Start of Dataset section

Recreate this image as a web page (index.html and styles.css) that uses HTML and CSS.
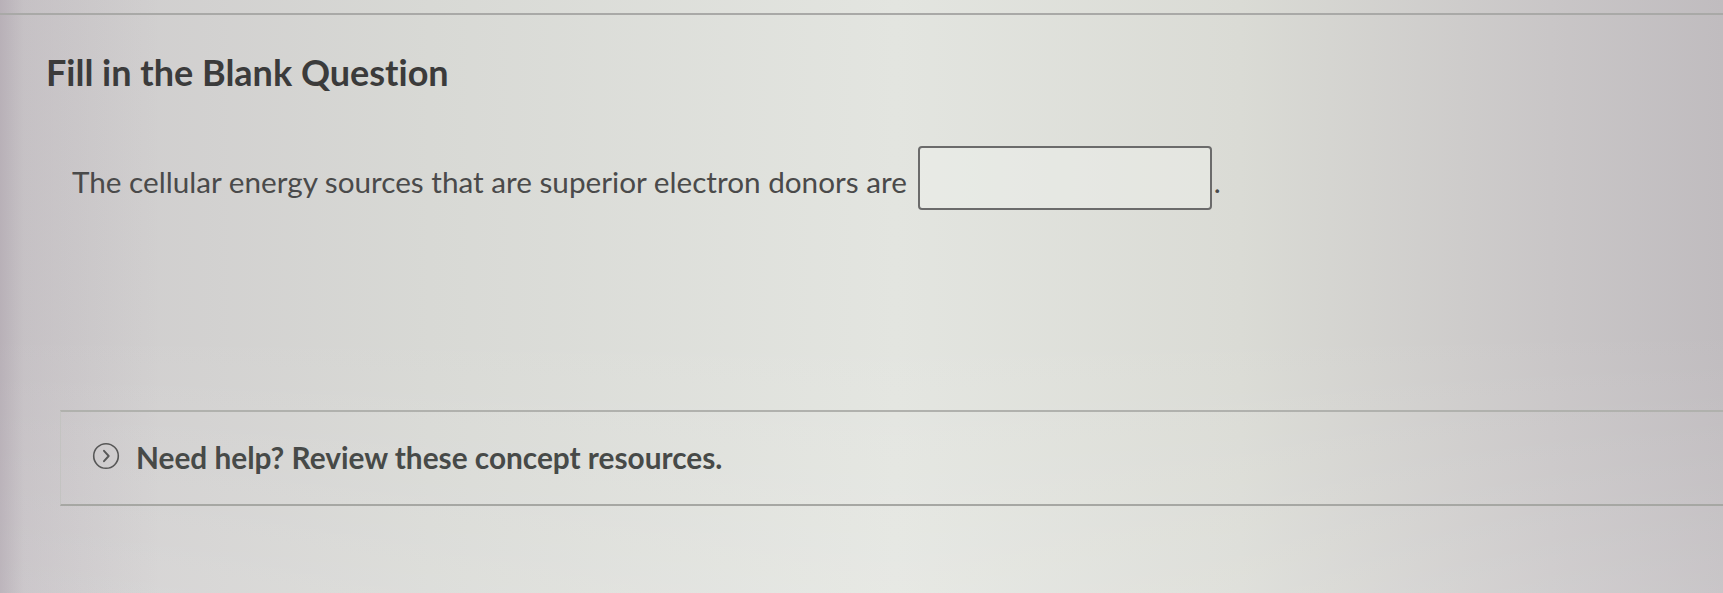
FILE: index.html
```html
<!DOCTYPE html>
<html>
<head>
<meta charset="utf-8">
<link rel="stylesheet" href="styles.css">
</head>
<body>
<div class="screen">
  <div class="topline"></div>
  <h1 class="title">Fill in the Blank Question</h1>
  <p class="question"><span class="qtext">The cellular energy sources that are superior electron donors are</span><span class="blank"></span><span class="period">.</span></p>
  <div class="help">
    <span class="help-icon">
      <svg width="28" height="28" viewBox="0 0 28 28"><circle cx="14" cy="14" r="12.3" fill="none" stroke="#575757" stroke-width="1.6"/><path d="M12 8.8 L16.7 14 L12 19.2" fill="none" stroke="#575757" stroke-width="1.9" stroke-linecap="round" stroke-linejoin="round"/></svg>
    </span>
    <span class="help-text">Need help? Review these concept resources.</span>
  </div>
</div>
</body>
</html>
```
FILE: styles.css
```css
html, body {
  margin: 0;
  padding: 0;
}
body {
  width: 1723px;
  height: 593px;
  overflow: hidden;
  font-family: "Lato", "Open Sans", sans-serif;
  font-variant-ligatures: none;
  background:
    linear-gradient(90deg, rgba(150,135,150,0.38) 0px, rgba(150,135,150,0.14) 24px, rgba(0,0,0,0) 160px),
    linear-gradient(180deg, rgba(255,255,255,0) 55%, rgba(255,255,255,0.14) 100%),
    linear-gradient(90deg, #cdcacc 0%, #d8d9d5 25%, #e3e5e0 52%, #dadbd5 72%, #c9c6c7 90%, #c0bcbf 100%);
}
.screen {
  height: 100%;
}
.topline {
  height: 13px;
  border-bottom: 2px solid #a9a9a7;
}
.title {
  margin: 35px 0 0 46px;
  font-size: 36px;
  font-weight: 700;
  color: #3b3b3b;
  line-height: 44px;
}
.question {
  margin: 52px 0 0 72px;
  font-size: 29.7px;
  color: #4a4a4a;
  display: flex;
  align-items: center;
}
.qtext {
  padding-top: 6px;
}
.blank {
  display: inline-block;
  width: 294px;
  height: 64px;
  margin-left: 11px;
  border: 2px solid #6b6b6b;
  border-radius: 4px;
  background: rgba(240,242,238,0.45);
  box-sizing: border-box;
}
.period {
  padding-top: 6px;
  margin-left: 2px;
}
.help {
  margin: 200px 0 0 60px;
  height: 96px;
  border-top: 2px solid #b0b1ad;
  border-bottom: 2px solid #a6a7a3;
  border-left: 1px solid #c3c3c1;
  display: flex;
  align-items: center;
  padding-left: 31px;
  box-sizing: border-box;
}
.help-icon {
  display: flex;
  margin-right: 16px;
  margin-bottom: 4px;
}
.help-text {
  font-size: 29.8px;
  font-weight: 700;
  color: #474a48;
  margin-bottom: 2px;
}
```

End of Dataset section

▶ Exercise brief: Your task is to repeat the material above exactly, without its pictures.

▶ Exercise output:
Recreate this image as a web page (index.html and styles.css) that uses HTML and CSS.
FILE: index.html
```html
<!DOCTYPE html>
<html>
<head>
<meta charset="utf-8">
<link rel="stylesheet" href="styles.css">
</head>
<body>
<div class="screen">
  <div class="topline"></div>
  <h1 class="title">Fill in the Blank Question</h1>
  <p class="question"><span class="qtext">The cellular energy sources that are superior electron donors are</span><span class="blank"></span><span class="period">.</span></p>
  <div class="help">
    <span class="help-icon">
      <svg width="28" height="28" viewBox="0 0 28 28"><circle cx="14" cy="14" r="12.3" fill="none" stroke="#575757" stroke-width="1.6"/><path d="M12 8.8 L16.7 14 L12 19.2" fill="none" stroke="#575757" stroke-width="1.9" stroke-linecap="round" stroke-linejoin="round"/></svg>
    </span>
    <span class="help-text">Need help? Review these concept resources.</span>
  </div>
</div>
</body>
</html>
```
FILE: styles.css
```css
html, body {
  margin: 0;
  padding: 0;
}
body {
  width: 1723px;
  height: 593px;
  overflow: hidden;
  font-family: "Lato", "Open Sans", sans-serif;
  font-variant-ligatures: none;
  background:
    linear-gradient(90deg, rgba(150,135,150,0.38) 0px, rgba(150,135,150,0.14) 24px, rgba(0,0,0,0) 160px),
    linear-gradient(180deg, rgba(255,255,255,0) 55%, rgba(255,255,255,0.14) 100%),
    linear-gradient(90deg, #cdcacc 0%, #d8d9d5 25%, #e3e5e0 52%, #dadbd5 72%, #c9c6c7 90%, #c0bcbf 100%);
}
.screen {
  height: 100%;
}
.topline {
  height: 13px;
  border-bottom: 2px solid #a9a9a7;
}
.title {
  margin: 35px 0 0 46px;
  font-size: 36px;
  font-weight: 700;
  color: #3b3b3b;
  line-height: 44px;
}
.question {
  margin: 52px 0 0 72px;
  font-size: 29.7px;
  color: #4a4a4a;
  display: flex;
  align-items: center;
}
.qtext {
  padding-top: 6px;
}
.blank {
  display: inline-block;
  width: 294px;
  height: 64px;
  margin-left: 11px;
  border: 2px solid #6b6b6b;
  border-radius: 4px;
  background: rgba(240,242,238,0.45);
  box-sizing: border-box;
}
.period {
  padding-top: 6px;
  margin-left: 2px;
}
.help {
  margin: 200px 0 0 60px;
  height: 96px;
  border-top: 2px solid #b0b1ad;
  border-bottom: 2px solid #a6a7a3;
  border-left: 1px solid #c3c3c1;
  display: flex;
  align-items: center;
  padding-left: 31px;
  box-sizing: border-box;
}
.help-icon {
  display: flex;
  margin-right: 16px;
  margin-bottom: 4px;
}
.help-text {
  font-size: 29.8px;
  font-weight: 700;
  color: #474a48;
  margin-bottom: 2px;
}
```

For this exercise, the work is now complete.